> [Data]
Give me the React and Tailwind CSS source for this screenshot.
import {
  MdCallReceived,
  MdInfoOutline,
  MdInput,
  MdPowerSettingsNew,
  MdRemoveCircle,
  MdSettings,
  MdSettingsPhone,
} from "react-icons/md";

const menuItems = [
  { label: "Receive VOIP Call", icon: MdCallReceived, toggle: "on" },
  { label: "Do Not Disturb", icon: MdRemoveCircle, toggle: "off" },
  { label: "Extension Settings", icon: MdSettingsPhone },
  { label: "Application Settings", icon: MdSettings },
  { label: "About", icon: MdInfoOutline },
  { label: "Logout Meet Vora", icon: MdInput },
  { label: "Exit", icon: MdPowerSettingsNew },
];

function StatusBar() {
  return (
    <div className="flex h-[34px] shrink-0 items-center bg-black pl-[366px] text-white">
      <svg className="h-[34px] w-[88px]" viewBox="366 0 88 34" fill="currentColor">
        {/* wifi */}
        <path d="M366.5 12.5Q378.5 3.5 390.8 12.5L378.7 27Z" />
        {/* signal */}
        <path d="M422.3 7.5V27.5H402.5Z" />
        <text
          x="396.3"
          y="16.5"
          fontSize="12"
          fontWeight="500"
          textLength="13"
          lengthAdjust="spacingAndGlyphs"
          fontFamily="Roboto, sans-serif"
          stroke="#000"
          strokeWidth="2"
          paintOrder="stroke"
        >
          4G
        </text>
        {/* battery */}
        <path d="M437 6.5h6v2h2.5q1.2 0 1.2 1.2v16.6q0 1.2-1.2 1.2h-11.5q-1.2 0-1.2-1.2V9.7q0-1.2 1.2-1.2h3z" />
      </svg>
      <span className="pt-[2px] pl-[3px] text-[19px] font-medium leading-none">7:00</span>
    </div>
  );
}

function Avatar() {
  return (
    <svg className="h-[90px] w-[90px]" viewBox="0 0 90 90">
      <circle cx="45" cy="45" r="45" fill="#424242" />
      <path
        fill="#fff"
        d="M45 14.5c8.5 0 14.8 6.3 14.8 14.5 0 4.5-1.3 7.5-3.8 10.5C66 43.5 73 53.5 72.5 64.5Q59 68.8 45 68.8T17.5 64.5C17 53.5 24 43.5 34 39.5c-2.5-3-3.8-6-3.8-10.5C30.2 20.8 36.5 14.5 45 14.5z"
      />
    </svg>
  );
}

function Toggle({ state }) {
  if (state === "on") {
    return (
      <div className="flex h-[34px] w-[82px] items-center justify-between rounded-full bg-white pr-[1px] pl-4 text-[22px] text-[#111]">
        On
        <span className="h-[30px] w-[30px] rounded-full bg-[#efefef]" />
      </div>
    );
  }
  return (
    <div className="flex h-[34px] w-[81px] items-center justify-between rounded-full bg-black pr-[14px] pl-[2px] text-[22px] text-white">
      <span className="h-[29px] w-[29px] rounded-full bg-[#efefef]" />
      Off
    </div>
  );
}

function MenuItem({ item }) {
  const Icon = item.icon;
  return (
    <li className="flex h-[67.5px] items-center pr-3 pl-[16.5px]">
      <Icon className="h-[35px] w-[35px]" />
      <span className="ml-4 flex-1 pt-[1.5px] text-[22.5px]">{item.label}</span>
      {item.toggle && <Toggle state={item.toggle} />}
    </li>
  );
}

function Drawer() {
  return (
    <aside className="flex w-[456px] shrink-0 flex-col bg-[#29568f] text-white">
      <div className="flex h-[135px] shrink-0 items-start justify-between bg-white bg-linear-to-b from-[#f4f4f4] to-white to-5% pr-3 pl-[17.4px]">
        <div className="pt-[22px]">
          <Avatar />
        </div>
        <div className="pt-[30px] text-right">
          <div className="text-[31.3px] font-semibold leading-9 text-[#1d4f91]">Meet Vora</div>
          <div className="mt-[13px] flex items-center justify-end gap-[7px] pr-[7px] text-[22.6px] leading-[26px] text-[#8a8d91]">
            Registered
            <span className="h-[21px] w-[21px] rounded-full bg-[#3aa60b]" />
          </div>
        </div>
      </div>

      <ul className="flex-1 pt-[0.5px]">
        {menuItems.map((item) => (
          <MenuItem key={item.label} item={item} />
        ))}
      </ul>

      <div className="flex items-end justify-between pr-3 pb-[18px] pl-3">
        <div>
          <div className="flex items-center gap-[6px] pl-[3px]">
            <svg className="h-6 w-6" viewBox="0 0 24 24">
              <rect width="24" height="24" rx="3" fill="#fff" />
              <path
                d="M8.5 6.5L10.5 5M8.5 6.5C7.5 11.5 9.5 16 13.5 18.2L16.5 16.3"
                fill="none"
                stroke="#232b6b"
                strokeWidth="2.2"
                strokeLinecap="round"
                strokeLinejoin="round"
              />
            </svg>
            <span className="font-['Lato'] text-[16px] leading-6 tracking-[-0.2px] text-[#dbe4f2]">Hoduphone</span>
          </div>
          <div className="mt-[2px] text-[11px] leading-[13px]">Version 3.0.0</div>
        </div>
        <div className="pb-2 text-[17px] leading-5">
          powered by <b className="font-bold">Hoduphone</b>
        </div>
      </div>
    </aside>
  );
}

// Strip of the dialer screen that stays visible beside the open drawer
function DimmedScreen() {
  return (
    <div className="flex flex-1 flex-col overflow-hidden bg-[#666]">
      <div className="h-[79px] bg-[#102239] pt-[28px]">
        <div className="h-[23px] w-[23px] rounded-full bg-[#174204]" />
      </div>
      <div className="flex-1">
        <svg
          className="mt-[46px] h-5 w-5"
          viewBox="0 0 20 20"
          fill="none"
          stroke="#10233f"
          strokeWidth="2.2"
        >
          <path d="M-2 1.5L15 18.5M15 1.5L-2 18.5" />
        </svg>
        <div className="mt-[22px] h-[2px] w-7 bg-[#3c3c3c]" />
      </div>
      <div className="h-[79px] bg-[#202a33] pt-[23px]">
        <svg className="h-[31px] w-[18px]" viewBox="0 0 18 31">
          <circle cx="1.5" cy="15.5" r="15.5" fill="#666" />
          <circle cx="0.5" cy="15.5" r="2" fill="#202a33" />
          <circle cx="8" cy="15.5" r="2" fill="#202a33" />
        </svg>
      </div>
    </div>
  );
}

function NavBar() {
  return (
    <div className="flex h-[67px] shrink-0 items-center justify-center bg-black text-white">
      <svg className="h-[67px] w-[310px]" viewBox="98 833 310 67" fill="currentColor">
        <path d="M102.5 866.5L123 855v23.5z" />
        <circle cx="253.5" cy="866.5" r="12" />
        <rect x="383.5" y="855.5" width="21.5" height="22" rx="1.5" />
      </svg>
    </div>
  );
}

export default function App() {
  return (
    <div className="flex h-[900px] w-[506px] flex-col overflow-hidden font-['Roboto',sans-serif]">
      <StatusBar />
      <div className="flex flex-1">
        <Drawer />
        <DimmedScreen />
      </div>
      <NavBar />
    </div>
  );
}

> [The task] Extract the complete listing above, reproducing each line exactly.

> [Complete output]
Give me the React and Tailwind CSS source for this screenshot.
import {
  MdCallReceived,
  MdInfoOutline,
  MdInput,
  MdPowerSettingsNew,
  MdRemoveCircle,
  MdSettings,
  MdSettingsPhone,
} from "react-icons/md";

const menuItems = [
  { label: "Receive VOIP Call", icon: MdCallReceived, toggle: "on" },
  { label: "Do Not Disturb", icon: MdRemoveCircle, toggle: "off" },
  { label: "Extension Settings", icon: MdSettingsPhone },
  { label: "Application Settings", icon: MdSettings },
  { label: "About", icon: MdInfoOutline },
  { label: "Logout Meet Vora", icon: MdInput },
  { label: "Exit", icon: MdPowerSettingsNew },
];

function StatusBar() {
  return (
    <div className="flex h-[34px] shrink-0 items-center bg-black pl-[366px] text-white">
      <svg className="h-[34px] w-[88px]" viewBox="366 0 88 34" fill="currentColor">
        {/* wifi */}
        <path d="M366.5 12.5Q378.5 3.5 390.8 12.5L378.7 27Z" />
        {/* signal */}
        <path d="M422.3 7.5V27.5H402.5Z" />
        <text
          x="396.3"
          y="16.5"
          fontSize="12"
          fontWeight="500"
          textLength="13"
          lengthAdjust="spacingAndGlyphs"
          fontFamily="Roboto, sans-serif"
          stroke="#000"
          strokeWidth="2"
          paintOrder="stroke"
        >
          4G
        </text>
        {/* battery */}
        <path d="M437 6.5h6v2h2.5q1.2 0 1.2 1.2v16.6q0 1.2-1.2 1.2h-11.5q-1.2 0-1.2-1.2V9.7q0-1.2 1.2-1.2h3z" />
      </svg>
      <span className="pt-[2px] pl-[3px] text-[19px] font-medium leading-none">7:00</span>
    </div>
  );
}

function Avatar() {
  return (
    <svg className="h-[90px] w-[90px]" viewBox="0 0 90 90">
      <circle cx="45" cy="45" r="45" fill="#424242" />
      <path
        fill="#fff"
        d="M45 14.5c8.5 0 14.8 6.3 14.8 14.5 0 4.5-1.3 7.5-3.8 10.5C66 43.5 73 53.5 72.5 64.5Q59 68.8 45 68.8T17.5 64.5C17 53.5 24 43.5 34 39.5c-2.5-3-3.8-6-3.8-10.5C30.2 20.8 36.5 14.5 45 14.5z"
      />
    </svg>
  );
}

function Toggle({ state }) {
  if (state === "on") {
    return (
      <div className="flex h-[34px] w-[82px] items-center justify-between rounded-full bg-white pr-[1px] pl-4 text-[22px] text-[#111]">
        On
        <span className="h-[30px] w-[30px] rounded-full bg-[#efefef]" />
      </div>
    );
  }
  return (
    <div className="flex h-[34px] w-[81px] items-center justify-between rounded-full bg-black pr-[14px] pl-[2px] text-[22px] text-white">
      <span className="h-[29px] w-[29px] rounded-full bg-[#efefef]" />
      Off
    </div>
  );
}

function MenuItem({ item }) {
  const Icon = item.icon;
  return (
    <li className="flex h-[67.5px] items-center pr-3 pl-[16.5px]">
      <Icon className="h-[35px] w-[35px]" />
      <span className="ml-4 flex-1 pt-[1.5px] text-[22.5px]">{item.label}</span>
      {item.toggle && <Toggle state={item.toggle} />}
    </li>
  );
}

function Drawer() {
  return (
    <aside className="flex w-[456px] shrink-0 flex-col bg-[#29568f] text-white">
      <div className="flex h-[135px] shrink-0 items-start justify-between bg-white bg-linear-to-b from-[#f4f4f4] to-white to-5% pr-3 pl-[17.4px]">
        <div className="pt-[22px]">
          <Avatar />
        </div>
        <div className="pt-[30px] text-right">
          <div className="text-[31.3px] font-semibold leading-9 text-[#1d4f91]">Meet Vora</div>
          <div className="mt-[13px] flex items-center justify-end gap-[7px] pr-[7px] text-[22.6px] leading-[26px] text-[#8a8d91]">
            Registered
            <span className="h-[21px] w-[21px] rounded-full bg-[#3aa60b]" />
          </div>
        </div>
      </div>

      <ul className="flex-1 pt-[0.5px]">
        {menuItems.map((item) => (
          <MenuItem key={item.label} item={item} />
        ))}
      </ul>

      <div className="flex items-end justify-between pr-3 pb-[18px] pl-3">
        <div>
          <div className="flex items-center gap-[6px] pl-[3px]">
            <svg className="h-6 w-6" viewBox="0 0 24 24">
              <rect width="24" height="24" rx="3" fill="#fff" />
              <path
                d="M8.5 6.5L10.5 5M8.5 6.5C7.5 11.5 9.5 16 13.5 18.2L16.5 16.3"
                fill="none"
                stroke="#232b6b"
                strokeWidth="2.2"
                strokeLinecap="round"
                strokeLinejoin="round"
              />
            </svg>
            <span className="font-['Lato'] text-[16px] leading-6 tracking-[-0.2px] text-[#dbe4f2]">Hoduphone</span>
          </div>
          <div className="mt-[2px] text-[11px] leading-[13px]">Version 3.0.0</div>
        </div>
        <div className="pb-2 text-[17px] leading-5">
          powered by <b className="font-bold">Hoduphone</b>
        </div>
      </div>
    </aside>
  );
}

// Strip of the dialer screen that stays visible beside the open drawer
function DimmedScreen() {
  return (
    <div className="flex flex-1 flex-col overflow-hidden bg-[#666]">
      <div className="h-[79px] bg-[#102239] pt-[28px]">
        <div className="h-[23px] w-[23px] rounded-full bg-[#174204]" />
      </div>
      <div className="flex-1">
        <svg
          className="mt-[46px] h-5 w-5"
          viewBox="0 0 20 20"
          fill="none"
          stroke="#10233f"
          strokeWidth="2.2"
        >
          <path d="M-2 1.5L15 18.5M15 1.5L-2 18.5" />
        </svg>
        <div className="mt-[22px] h-[2px] w-7 bg-[#3c3c3c]" />
      </div>
      <div className="h-[79px] bg-[#202a33] pt-[23px]">
        <svg className="h-[31px] w-[18px]" viewBox="0 0 18 31">
          <circle cx="1.5" cy="15.5" r="15.5" fill="#666" />
          <circle cx="0.5" cy="15.5" r="2" fill="#202a33" />
          <circle cx="8" cy="15.5" r="2" fill="#202a33" />
        </svg>
      </div>
    </div>
  );
}

function NavBar() {
  return (
    <div className="flex h-[67px] shrink-0 items-center justify-center bg-black text-white">
      <svg className="h-[67px] w-[310px]" viewBox="98 833 310 67" fill="currentColor">
        <path d="M102.5 866.5L123 855v23.5z" />
        <circle cx="253.5" cy="866.5" r="12" />
        <rect x="383.5" y="855.5" width="21.5" height="22" rx="1.5" />
      </svg>
    </div>
  );
}

export default function App() {
  return (
    <div className="flex h-[900px] w-[506px] flex-col overflow-hidden font-['Roboto',sans-serif]">
      <StatusBar />
      <div className="flex flex-1">
        <Drawer />
        <DimmedScreen />
      </div>
      <NavBar />
    </div>
  );
}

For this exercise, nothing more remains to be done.